# New flock



## StephenRiggs (Apr 11, 2016)

I have a flock of 5 birds that are 3 years old. I just got 10 chicks today. In about 2 months or when they're the same size as the older girls, I want to integrate them as one flock. I know this can be difficult. Would it be better to integrate the older ladies into the New flock one at a time since there is not a strong pecking order established yet?


----------



## robin416 (Sep 8, 2013)

I would start integration with all of the young birds when they are fully feathered. The adults are not going to be as concerned about hierarchy with young birds. It gets harder if they're older and introducing one new bird to an established flock is pretty rough on the single bird.


----------



## nannypattyrn (Aug 23, 2015)

Hi Stephen!
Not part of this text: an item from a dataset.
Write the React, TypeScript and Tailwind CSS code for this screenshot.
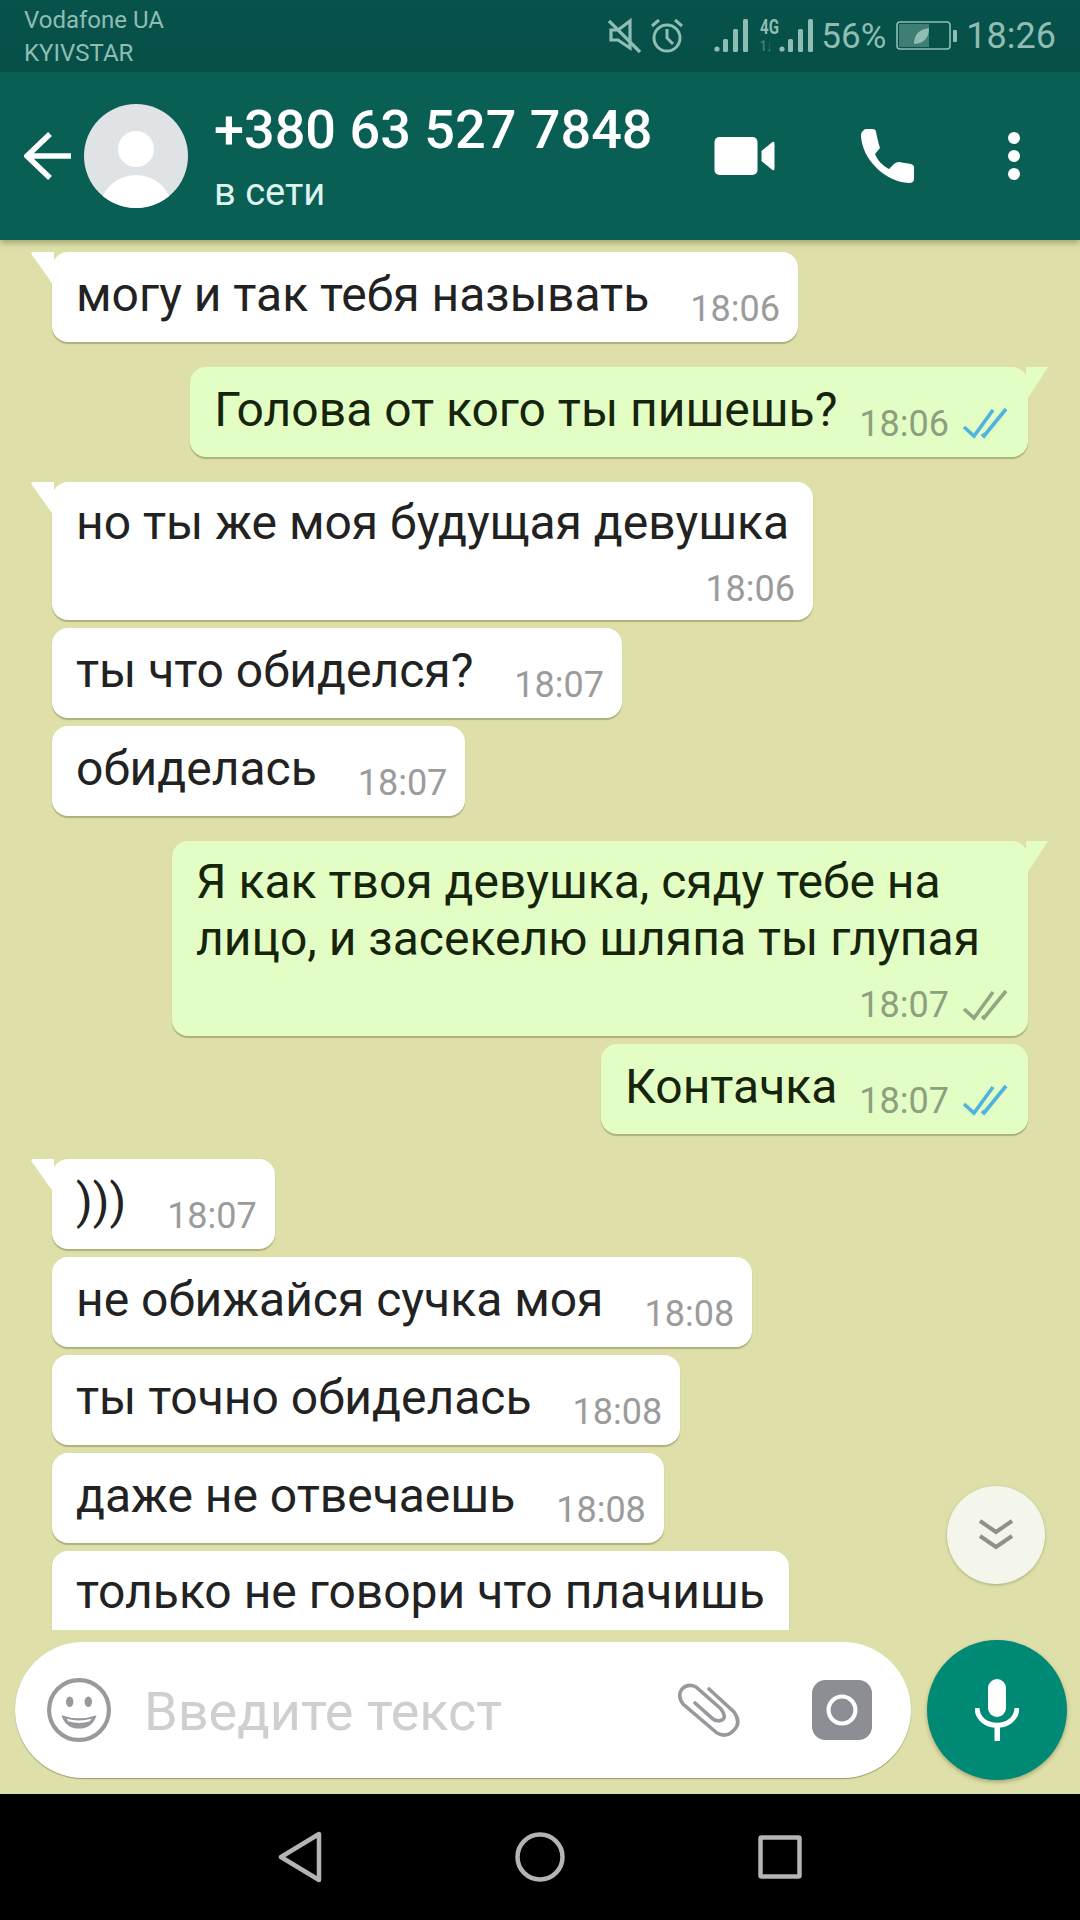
import { ReactNode } from 'react'

const FONT = 'font-[Roboto,"Noto_Sans",sans-serif]'

function Ticks({ read, flat }: { read?: boolean; flat?: boolean }) {
  const color = read ? '#4fb3e0' : '#93a683'
  return (
    <svg width="46" height="32" viewBox="0 0 46 32" fill="none" stroke={color} strokeWidth="3.6" className={`ml-[13px] shrink-0 ${flat ? 'mb-[5px]' : ''}`}>
      <path d="M2 20 L12 29 L31 3" />
      <path d="M20 27 L22 29 L44 2" />
    </svg>
  )
}

function Tail({ out }: { out?: boolean }) {
  return out ? (
    <svg width="24" height="36" viewBox="0 0 24 36" className="absolute -right-[22px] top-0">
      <path d="M0 0 L22 0 L0 34 Z" fill="#e2fec5" />
    </svg>
  ) : (
    <svg width="24" height="36" viewBox="0 0 24 36" className="absolute -left-[22px] top-0">
      <path d="M24 0 L3 0 Q0 0 2 3 L24 34 Z" fill="#ffffff" />
    </svg>
  )
}

type MsgProps = {
  text: ReactNode
  time?: string
  out?: boolean
  tail?: boolean
  read?: boolean
  ticks?: boolean
  stacked?: boolean
  className?: string
}

function Msg({ text, time, out, tail, read, ticks, stacked, className }: MsgProps) {
  const timeEl = time && (
    <span className={`text-[36px] leading-[40px] whitespace-nowrap ${out ? 'text-[#8d9f7e]' : 'text-[#9b9b9b]'}`}>{time}</span>
  )
  return (
    <div
      className={`relative shrink-0 rounded-[16px] shadow-[0_2px_1px_rgba(90,90,40,0.35)] ${out ? 'self-end bg-[#e2fec5] text-[#16240c]' : 'self-start bg-white text-[#222222]'} ${className ?? ''}`}
    >
      {tail && <Tail out={out} />}
      {stacked ? (
        <div className={`pl-6 pt-[12px] pb-[11px] ${ticks ? 'pr-[20px]' : 'pr-[24px]'}`}>
          <div className={`text-[48px] leading-[57px] whitespace-pre-line ${ticks ? 'mr-[28px]' : ''}`}>{text}</div>
          <div className={`flex items-center justify-end mt-[18px] h-[40px] ${ticks ? '' : '-mr-[6px]'}`}>
            {timeEl}
            {ticks && <Ticks read={read} />}
          </div>
        </div>
      ) : (
        <div className={`flex items-end pl-6 h-[90px] pb-[13px] ${ticks ? 'pr-[20px]' : 'pr-[18px]'}`}>
          <span className="text-[48px] leading-[58px] whitespace-nowrap mb-[5px]">{text}</span>
          <span className={`shrink-0 ${ticks ? 'w-[22px]' : 'w-[41px]'}`} />
          {timeEl}
          {ticks && <Ticks read={read} flat />}
        </div>
      )}
    </div>
  )
}

function StatusBar() {
  const c = '#8fbdb3'
  return (
    <div className="h-[72px] shrink-0 flex items-center justify-between pl-6 pr-[24px] bg-gradient-to-b from-[#07524b] to-[#054f47] text-[#8fbdb3]">
      <div className="text-[24px] leading-[33px] mt-[2px]">
        <div>Vodafone UA</div>
        <div>KYIVSTAR</div>
      </div>
      <div className="flex items-center">
        {/* muted speaker */}
        <svg width="34" height="36" viewBox="0 0 34 36" fill="none" stroke={c} strokeWidth="3.2">
          <path d="M3 12 H10 L22 3 V30 L10 22 H3 Z" />
          <path d="M1 3 L32 34" />
        </svg>
        {/* alarm */}
        <svg width="34" height="36" viewBox="0 0 34 36" fill="none" stroke={c} strokeWidth="3" className="ml-[8px]">
          <circle cx="17" cy="20" r="13" />
          <path d="M17 11 V20 L23 26" />
          <path d="M2 8 L9 2 M32 8 L25 2" />
        </svg>
        {/* signal 1 */}
        <svg width="36" height="36" viewBox="0 0 36 36" fill={c} className="ml-[30px]">
          <circle cx="3" cy="31" r="2.6" />
          <rect x="9" y="21" width="5" height="13" rx="1.5" />
          <rect x="19" y="11" width="5" height="23" rx="1.5" />
          <rect x="29" y="1" width="5" height="33" rx="1.5" />
        </svg>
        {/* 4G + signal 2 */}
        <div className="relative w-[20px] h-[36px] ml-[10px]">
          <span className="absolute left-0 top-[-1px] text-[21px] leading-[20px] font-bold text-[#8fbdb3] scale-x-[0.72] origin-left">4G</span>
          <span className="absolute left-0 top-[21px] text-[15px] leading-[15px] font-bold text-[#3f8277] scale-x-75 origin-left">1↓</span>
        </div>
        <svg width="36" height="36" viewBox="0 0 36 36" fill={c} className="-ml-[1px]">
          <circle cx="3" cy="31" r="2.6" />
          <rect x="9" y="21" width="5" height="13" rx="1.5" />
          <rect x="19" y="11" width="5" height="23" rx="1.5" />
          <rect x="29" y="1" width="5" height="33" rx="1.5" />
        </svg>
        <span className="text-[35px] leading-none ml-[6px]">56%</span>
        {/* battery with leaf */}
        <svg width="62" height="30" viewBox="0 0 62 30" className="ml-[10px]">
          <rect x="1" y="1" width="53" height="27" rx="3" fill="none" stroke={c} strokeWidth="1.6" />
          <rect x="3" y="3" width="30" height="23" fill="#3f7e74" />
          <rect x="57" y="9" width="4" height="12" rx="1" fill={c} />
          <path d="M18 23 Q18 9 33 7 Q33 22 18 23 Z" fill={c} />
        </svg>
        <span className="text-[36px] leading-none ml-[8px]">18:26</span>
      </div>
    </div>
  )
}

function ChatHeader() {
  return (
    <div className="relative z-10 h-[168px] shrink-0 flex items-center bg-[#0a5f55] shadow-[0_3px_6px_rgba(80,80,30,0.4)]">
      <svg width="48" height="48" viewBox="0 0 48 48" fill="none" stroke="white" strokeWidth="5.5" className="ml-[24px] shrink-0">
        <path d="M47 24 H4 M26 2 L3 24 L26 46" />
      </svg>
      {/* avatar */}
      <div className="relative ml-[12px] w-[104px] h-[104px] rounded-full bg-[#dfe3e6] overflow-hidden shrink-0">
        <div className="absolute left-[34px] top-[27px] w-[36px] h-[36px] rounded-full bg-white" />
        <div className="absolute left-[15px] top-[71px] w-[74px] h-[74px] rounded-full bg-white" />
      </div>
      <div className="ml-[26px] w-[470px] shrink-0 mt-[2px]">
        <div className="text-[54px] leading-[56px] font-medium text-white whitespace-nowrap">+380 63 527 7848</div>
        <div className="text-[38px] leading-[40px] text-[#dff3ee] mt-[14px]">в сети</div>
      </div>
      <svg width="61" height="38" viewBox="0 0 60 38" fill="white" className="ml-[30px] shrink-0">
        <rect x="0" y="0" width="43" height="38" rx="5" />
        <path d="M47 14 L58 5 Q60 4 60 7 V31 Q60 34 58 33 L47 24 Z" />
      </svg>
      <svg width="54" height="54" viewBox="0 0 54 54" className="ml-[86px] shrink-0">
        <path
          fill="white"
          d="M2 2 Q0 3 0 7 C1 30 24 53 48 54 Q53 54 53 50 V38 Q53 36 50 35 L38 33 Q35 33 33 35 L28 40 C21 36 17 32 14 25 L19 19 Q18 16 17 12 L15 3 Q15 0 11 0 H5 Q3 0 2 2 Z"
        />
      </svg>
      <div className="ml-[93px] flex flex-col gap-[6px] shrink-0">
        <span className="w-[12px] h-[12px] rounded-full bg-white" />
        <span className="w-[12px] h-[12px] rounded-full bg-white" />
        <span className="w-[12px] h-[12px] rounded-full bg-white" />
      </div>
    </div>
  )
}

function InputRow() {
  return (
    <div className="h-[164px] shrink-0 flex items-start pl-[15px] bg-[#dfdfa9]">
      <div className="mt-[12px] w-[896px] h-[136px] rounded-full bg-white shadow-[0_1px_1px_rgba(90,90,40,0.5)] flex items-center shrink-0">
        <svg width="64" height="64" viewBox="0 0 62 62" className="ml-[32px] shrink-0">
          <circle cx="31" cy="31" r="29" fill="none" stroke="#98999c" strokeWidth="4" />
          <ellipse cx="22" cy="23" rx="3.6" ry="5" fill="#98999c" />
          <ellipse cx="40" cy="23" rx="3.6" ry="5" fill="#98999c" />
          <path d="M14 36 Q31 42 48 36 Q44 49 31 49 Q18 49 14 36 Z" fill="#98999c" />
          <path d="M19 39.5 Q31 43 43 39.5 L41.5 42 Q31 45 20.5 42 Z" fill="white" />
        </svg>
        <span className="ml-[33px] mt-[4px] w-[359px] text-[54px] leading-none text-[#cfcfcf] whitespace-nowrap shrink-0">Введите текст</span>
        <svg width="66" height="58" viewBox="0 0 66 58" fill="none" stroke="#98999c" strokeWidth="3.6" strokeLinecap="round" className="ml-[173px] shrink-0">
          <path d="M33 8 L58 31 Q66 42 57 50 Q50 57 41 52 L7 23 Q1 15 6 8 Q12 2 20 6 L45 28 Q51 36 46 39 Q41 41 37 38 L19 22" />
        </svg>
        <svg width="60" height="60" viewBox="0 0 58 58" className="ml-[70px] shrink-0">
          <rect width="58" height="58" rx="13" fill="#8c8e93" />
          <circle cx="29" cy="29" r="13" fill="none" stroke="white" strokeWidth="4" />
        </svg>
      </div>
      <div className="ml-[16px] mt-[10px] w-[140px] h-[140px] rounded-full bg-[#008a76] shadow-[0_2px_4px_rgba(80,80,30,0.4)] flex items-center justify-center shrink-0">
        <svg width="44" height="62" viewBox="0 0 44 62">
          <rect x="13" y="0" width="18" height="38" rx="9" fill="white" />
          <path d="M2 29 C3 52 41 52 42 29" fill="none" stroke="white" strokeWidth="5" />
          <rect x="19.5" y="45" width="5.5" height="17" fill="white" />
        </svg>
      </div>
    </div>
  )
}

function NavBar() {
  return (
    <div className="h-[126px] shrink-0 bg-black flex items-center justify-center">
      <svg width="44" height="52" viewBox="0 0 44 52" fill="none" stroke="#b4b4b4" strokeWidth="4.5" strokeLinejoin="round" className="shrink-0">
        <path d="M41 3 V49 L3 26 Z" />
      </svg>
      <svg width="50" height="50" viewBox="0 0 50 50" fill="none" stroke="#b4b4b4" strokeWidth="4.5" className="ml-[193px] shrink-0">
        <circle cx="25" cy="25" r="22.5" />
      </svg>
      <svg width="44" height="44" viewBox="0 0 44 44" fill="none" stroke="#b4b4b4" strokeWidth="4.5" strokeLinejoin="round" className="ml-[193px] shrink-0">
        <rect x="2.5" y="2.5" width="39" height="39" rx="1" />
      </svg>
    </div>
  )
}

export default function App() {
  return (
    <div className={`${FONT} relative w-[1080px] h-[1920px] flex flex-col overflow-hidden bg-[#dfdfa9]`}>
      <StatusBar />
      <ChatHeader />

      {/* messages */}
      <div className="relative flex-1 min-h-0 overflow-hidden flex flex-col pl-[52px] pr-[52px] pt-[12px]">
        <Msg tail text="могу и так тебя называть" time="18:06" />
        <Msg out tail ticks read text="Голова от кого ты пишешь?" time="18:06" className="mt-[25px]" />
        <Msg tail stacked text="но ты же моя будущая девушка" time="18:06" className="mt-[25px]" />
        <Msg text="ты что обиделся?" time="18:07" className="mt-[8px]" />
        <Msg text="обиделась" time="18:07" className="mt-[8px]" />
        <Msg out tail ticks stacked text={'Я как твоя девушка, сяду тебе на\nлицо, и засекелю шляпа ты глупая'} time="18:07" className="mt-[25px]" />
        <Msg out ticks read text="Контачка" time="18:07" className="mt-[8px]" />
        <Msg tail text=")))" time="18:07" className="mt-[25px]" />
        <Msg text="не обижайся сучка моя" time="18:08" className="mt-[8px]" />
        <Msg text="ты точно обиделась" time="18:08" className="mt-[8px]" />
        <Msg text="даже не отвечаешь" time="18:08" className="mt-[8px]" />
        {/* runs under the input row, its time is out of view */}
        <Msg stacked text="только не говори что плачишь" className="mt-[8px]" />

        {/* scroll to bottom */}
        <div className="absolute left-[947px] top-[1246px] w-[98px] h-[98px] rounded-full bg-[#f4f6ec] shadow-[0_1px_3px_rgba(80,80,30,0.35)] flex items-center justify-center">
          <svg width="36" height="34" viewBox="0 0 36 34" fill="none" stroke="#8f918c" strokeWidth="4">
            <path d="M2 3 L18 14 L34 3" />
            <path d="M2 18 L18 29 L34 18" />
          </svg>
        </div>
      </div>

      <InputRow />
      <NavBar />
    </div>
  )
}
Welcome to the Chicken Forum! I raised my chicks for around 3 weeks in the brooder box then took them to a small pen inside my large coop and run. My older girls have had no problems at all with them. I let them out with the older girls during the day and back to their pen and roost at night. My next step is to put them on the same roost at night as tge others, then I can clean their pen and get it ready for the next batch.


----------



## seminole wind (Aug 22, 2015)

Welcome! Sometimes it's easy, sometimes not. What I did was put alot of obstacles around so everyone can get away from eachother. The good thing is there will be more newbies than oldies.


----------